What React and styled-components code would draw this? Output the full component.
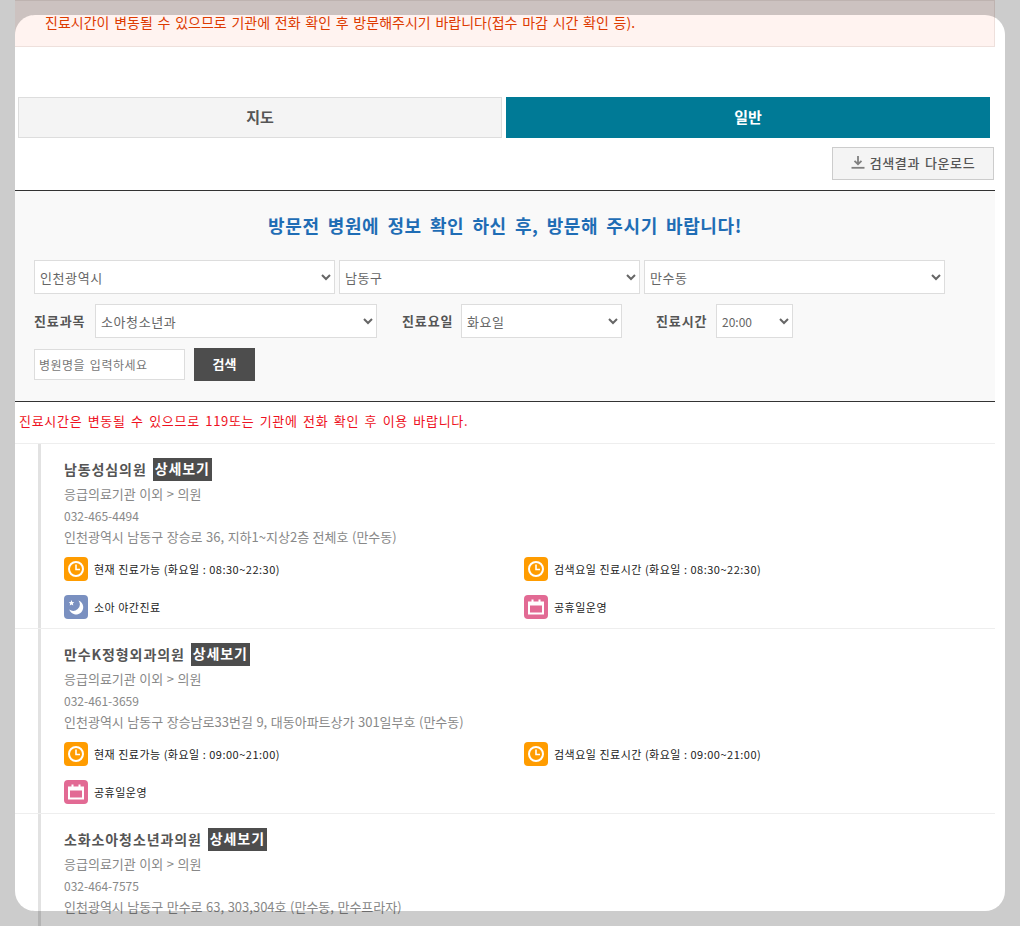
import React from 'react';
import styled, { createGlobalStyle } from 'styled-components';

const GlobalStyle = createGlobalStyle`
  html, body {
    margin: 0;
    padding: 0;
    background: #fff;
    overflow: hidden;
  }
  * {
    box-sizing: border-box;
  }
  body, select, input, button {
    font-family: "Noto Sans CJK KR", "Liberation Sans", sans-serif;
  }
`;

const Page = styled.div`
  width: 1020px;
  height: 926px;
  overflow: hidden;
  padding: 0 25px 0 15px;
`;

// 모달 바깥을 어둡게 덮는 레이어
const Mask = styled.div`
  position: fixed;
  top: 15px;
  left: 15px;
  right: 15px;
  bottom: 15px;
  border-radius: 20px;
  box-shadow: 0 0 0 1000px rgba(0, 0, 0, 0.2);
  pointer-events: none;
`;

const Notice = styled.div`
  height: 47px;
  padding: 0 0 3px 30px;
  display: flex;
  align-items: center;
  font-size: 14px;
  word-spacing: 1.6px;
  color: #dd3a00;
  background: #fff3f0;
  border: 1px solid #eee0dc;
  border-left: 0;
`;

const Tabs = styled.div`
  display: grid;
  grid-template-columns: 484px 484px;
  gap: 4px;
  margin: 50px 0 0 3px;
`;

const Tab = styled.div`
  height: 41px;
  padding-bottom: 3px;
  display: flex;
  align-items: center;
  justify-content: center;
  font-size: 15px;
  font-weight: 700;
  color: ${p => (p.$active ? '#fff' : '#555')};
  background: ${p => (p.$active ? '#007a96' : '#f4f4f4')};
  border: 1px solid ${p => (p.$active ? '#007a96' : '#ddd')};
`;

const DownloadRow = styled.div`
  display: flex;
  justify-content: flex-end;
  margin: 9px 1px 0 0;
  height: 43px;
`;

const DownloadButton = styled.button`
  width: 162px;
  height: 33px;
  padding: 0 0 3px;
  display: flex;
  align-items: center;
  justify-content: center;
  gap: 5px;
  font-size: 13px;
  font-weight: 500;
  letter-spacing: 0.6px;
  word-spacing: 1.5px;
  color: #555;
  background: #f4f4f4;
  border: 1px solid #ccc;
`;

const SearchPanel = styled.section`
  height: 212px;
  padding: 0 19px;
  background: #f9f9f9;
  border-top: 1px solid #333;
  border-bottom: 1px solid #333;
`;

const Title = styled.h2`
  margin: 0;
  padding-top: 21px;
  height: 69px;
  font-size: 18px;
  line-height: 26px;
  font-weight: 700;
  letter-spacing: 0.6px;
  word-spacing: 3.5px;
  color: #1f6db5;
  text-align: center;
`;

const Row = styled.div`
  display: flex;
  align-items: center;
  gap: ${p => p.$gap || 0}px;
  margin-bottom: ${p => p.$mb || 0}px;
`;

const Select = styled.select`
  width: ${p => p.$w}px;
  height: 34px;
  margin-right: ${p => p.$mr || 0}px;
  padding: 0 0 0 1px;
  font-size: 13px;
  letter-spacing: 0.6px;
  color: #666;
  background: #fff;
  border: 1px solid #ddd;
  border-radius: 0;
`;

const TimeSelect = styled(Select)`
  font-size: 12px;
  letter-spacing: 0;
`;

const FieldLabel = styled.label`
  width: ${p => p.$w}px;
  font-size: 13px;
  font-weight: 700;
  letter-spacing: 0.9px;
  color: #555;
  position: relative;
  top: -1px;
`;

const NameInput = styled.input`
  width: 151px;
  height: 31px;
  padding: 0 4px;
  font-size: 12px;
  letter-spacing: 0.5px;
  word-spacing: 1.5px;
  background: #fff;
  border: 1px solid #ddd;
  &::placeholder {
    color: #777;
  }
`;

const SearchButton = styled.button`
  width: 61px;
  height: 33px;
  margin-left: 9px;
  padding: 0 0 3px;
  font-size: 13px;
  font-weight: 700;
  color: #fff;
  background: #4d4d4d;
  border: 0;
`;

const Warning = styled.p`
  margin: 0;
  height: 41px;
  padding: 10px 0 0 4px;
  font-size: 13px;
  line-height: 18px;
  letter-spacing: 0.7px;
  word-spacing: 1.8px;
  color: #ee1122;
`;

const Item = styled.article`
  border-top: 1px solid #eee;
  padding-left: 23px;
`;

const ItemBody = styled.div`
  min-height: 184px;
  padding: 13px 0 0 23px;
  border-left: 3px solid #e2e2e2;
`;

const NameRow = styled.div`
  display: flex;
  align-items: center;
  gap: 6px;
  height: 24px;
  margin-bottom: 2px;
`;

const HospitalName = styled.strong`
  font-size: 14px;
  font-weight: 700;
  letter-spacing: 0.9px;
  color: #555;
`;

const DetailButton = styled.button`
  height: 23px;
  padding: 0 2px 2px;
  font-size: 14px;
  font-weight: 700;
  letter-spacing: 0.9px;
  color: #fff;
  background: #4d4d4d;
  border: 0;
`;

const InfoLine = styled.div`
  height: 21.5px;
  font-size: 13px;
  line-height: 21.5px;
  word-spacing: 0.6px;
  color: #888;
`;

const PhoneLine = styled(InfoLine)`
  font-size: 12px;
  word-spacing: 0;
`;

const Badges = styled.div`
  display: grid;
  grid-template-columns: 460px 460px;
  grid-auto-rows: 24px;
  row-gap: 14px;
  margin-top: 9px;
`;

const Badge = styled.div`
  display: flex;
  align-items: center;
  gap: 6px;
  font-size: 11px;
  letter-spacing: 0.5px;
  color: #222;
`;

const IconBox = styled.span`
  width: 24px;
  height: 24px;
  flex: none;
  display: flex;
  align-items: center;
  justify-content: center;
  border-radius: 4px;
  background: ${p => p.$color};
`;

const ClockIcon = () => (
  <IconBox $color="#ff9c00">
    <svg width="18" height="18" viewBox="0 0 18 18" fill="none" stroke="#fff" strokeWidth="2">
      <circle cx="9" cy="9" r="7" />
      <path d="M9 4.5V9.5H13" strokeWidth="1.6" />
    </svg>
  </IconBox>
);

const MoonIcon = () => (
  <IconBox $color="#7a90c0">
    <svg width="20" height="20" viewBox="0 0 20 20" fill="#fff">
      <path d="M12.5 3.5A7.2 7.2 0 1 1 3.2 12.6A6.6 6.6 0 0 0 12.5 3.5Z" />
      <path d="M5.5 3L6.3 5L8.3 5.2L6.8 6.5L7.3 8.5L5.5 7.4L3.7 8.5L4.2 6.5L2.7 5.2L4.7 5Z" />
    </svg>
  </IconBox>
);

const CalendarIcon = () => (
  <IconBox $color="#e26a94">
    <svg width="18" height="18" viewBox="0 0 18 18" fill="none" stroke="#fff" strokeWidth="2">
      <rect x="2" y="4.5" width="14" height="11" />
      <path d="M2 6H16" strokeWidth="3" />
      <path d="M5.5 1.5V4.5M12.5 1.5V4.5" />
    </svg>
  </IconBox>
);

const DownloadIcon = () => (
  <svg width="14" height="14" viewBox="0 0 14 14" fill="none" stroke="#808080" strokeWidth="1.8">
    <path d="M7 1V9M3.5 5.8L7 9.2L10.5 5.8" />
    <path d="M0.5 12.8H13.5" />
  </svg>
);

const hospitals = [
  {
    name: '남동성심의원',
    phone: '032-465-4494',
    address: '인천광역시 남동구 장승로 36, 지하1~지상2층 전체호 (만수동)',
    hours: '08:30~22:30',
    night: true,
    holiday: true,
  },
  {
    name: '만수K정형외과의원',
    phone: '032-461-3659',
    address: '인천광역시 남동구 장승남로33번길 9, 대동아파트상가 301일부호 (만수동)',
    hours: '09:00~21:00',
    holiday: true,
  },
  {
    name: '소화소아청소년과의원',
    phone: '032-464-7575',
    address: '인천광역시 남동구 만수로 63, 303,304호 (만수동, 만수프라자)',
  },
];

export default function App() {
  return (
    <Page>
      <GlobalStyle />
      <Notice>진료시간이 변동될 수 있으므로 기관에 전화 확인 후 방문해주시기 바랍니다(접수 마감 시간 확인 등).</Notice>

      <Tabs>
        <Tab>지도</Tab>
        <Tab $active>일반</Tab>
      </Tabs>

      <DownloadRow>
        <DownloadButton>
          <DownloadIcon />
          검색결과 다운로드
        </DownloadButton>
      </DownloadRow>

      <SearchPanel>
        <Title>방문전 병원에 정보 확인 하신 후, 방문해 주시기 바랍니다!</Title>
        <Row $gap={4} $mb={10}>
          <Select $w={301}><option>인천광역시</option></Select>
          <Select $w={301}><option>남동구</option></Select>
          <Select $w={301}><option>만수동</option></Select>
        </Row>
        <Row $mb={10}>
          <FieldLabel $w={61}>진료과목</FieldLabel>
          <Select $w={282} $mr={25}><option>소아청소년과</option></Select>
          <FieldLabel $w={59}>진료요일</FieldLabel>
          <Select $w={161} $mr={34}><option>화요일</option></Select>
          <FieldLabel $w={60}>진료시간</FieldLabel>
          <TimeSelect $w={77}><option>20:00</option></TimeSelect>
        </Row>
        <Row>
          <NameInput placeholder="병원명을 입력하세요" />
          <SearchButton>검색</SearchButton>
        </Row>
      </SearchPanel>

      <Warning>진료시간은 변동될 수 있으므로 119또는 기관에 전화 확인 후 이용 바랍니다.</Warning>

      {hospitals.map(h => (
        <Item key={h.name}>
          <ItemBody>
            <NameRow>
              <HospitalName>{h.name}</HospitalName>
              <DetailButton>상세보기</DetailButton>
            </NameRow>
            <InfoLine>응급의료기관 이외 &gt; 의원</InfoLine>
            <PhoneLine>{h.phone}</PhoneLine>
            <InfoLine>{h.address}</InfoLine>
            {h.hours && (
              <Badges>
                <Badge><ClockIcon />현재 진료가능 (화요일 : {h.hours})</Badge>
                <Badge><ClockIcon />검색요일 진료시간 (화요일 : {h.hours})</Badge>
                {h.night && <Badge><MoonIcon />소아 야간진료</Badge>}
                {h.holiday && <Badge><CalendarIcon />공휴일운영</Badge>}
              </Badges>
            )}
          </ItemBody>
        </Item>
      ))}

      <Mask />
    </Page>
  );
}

----

### WRITTEN PROBLEM
Count how many lines contain "React" and give only that count.

### FULL RESPONSE
2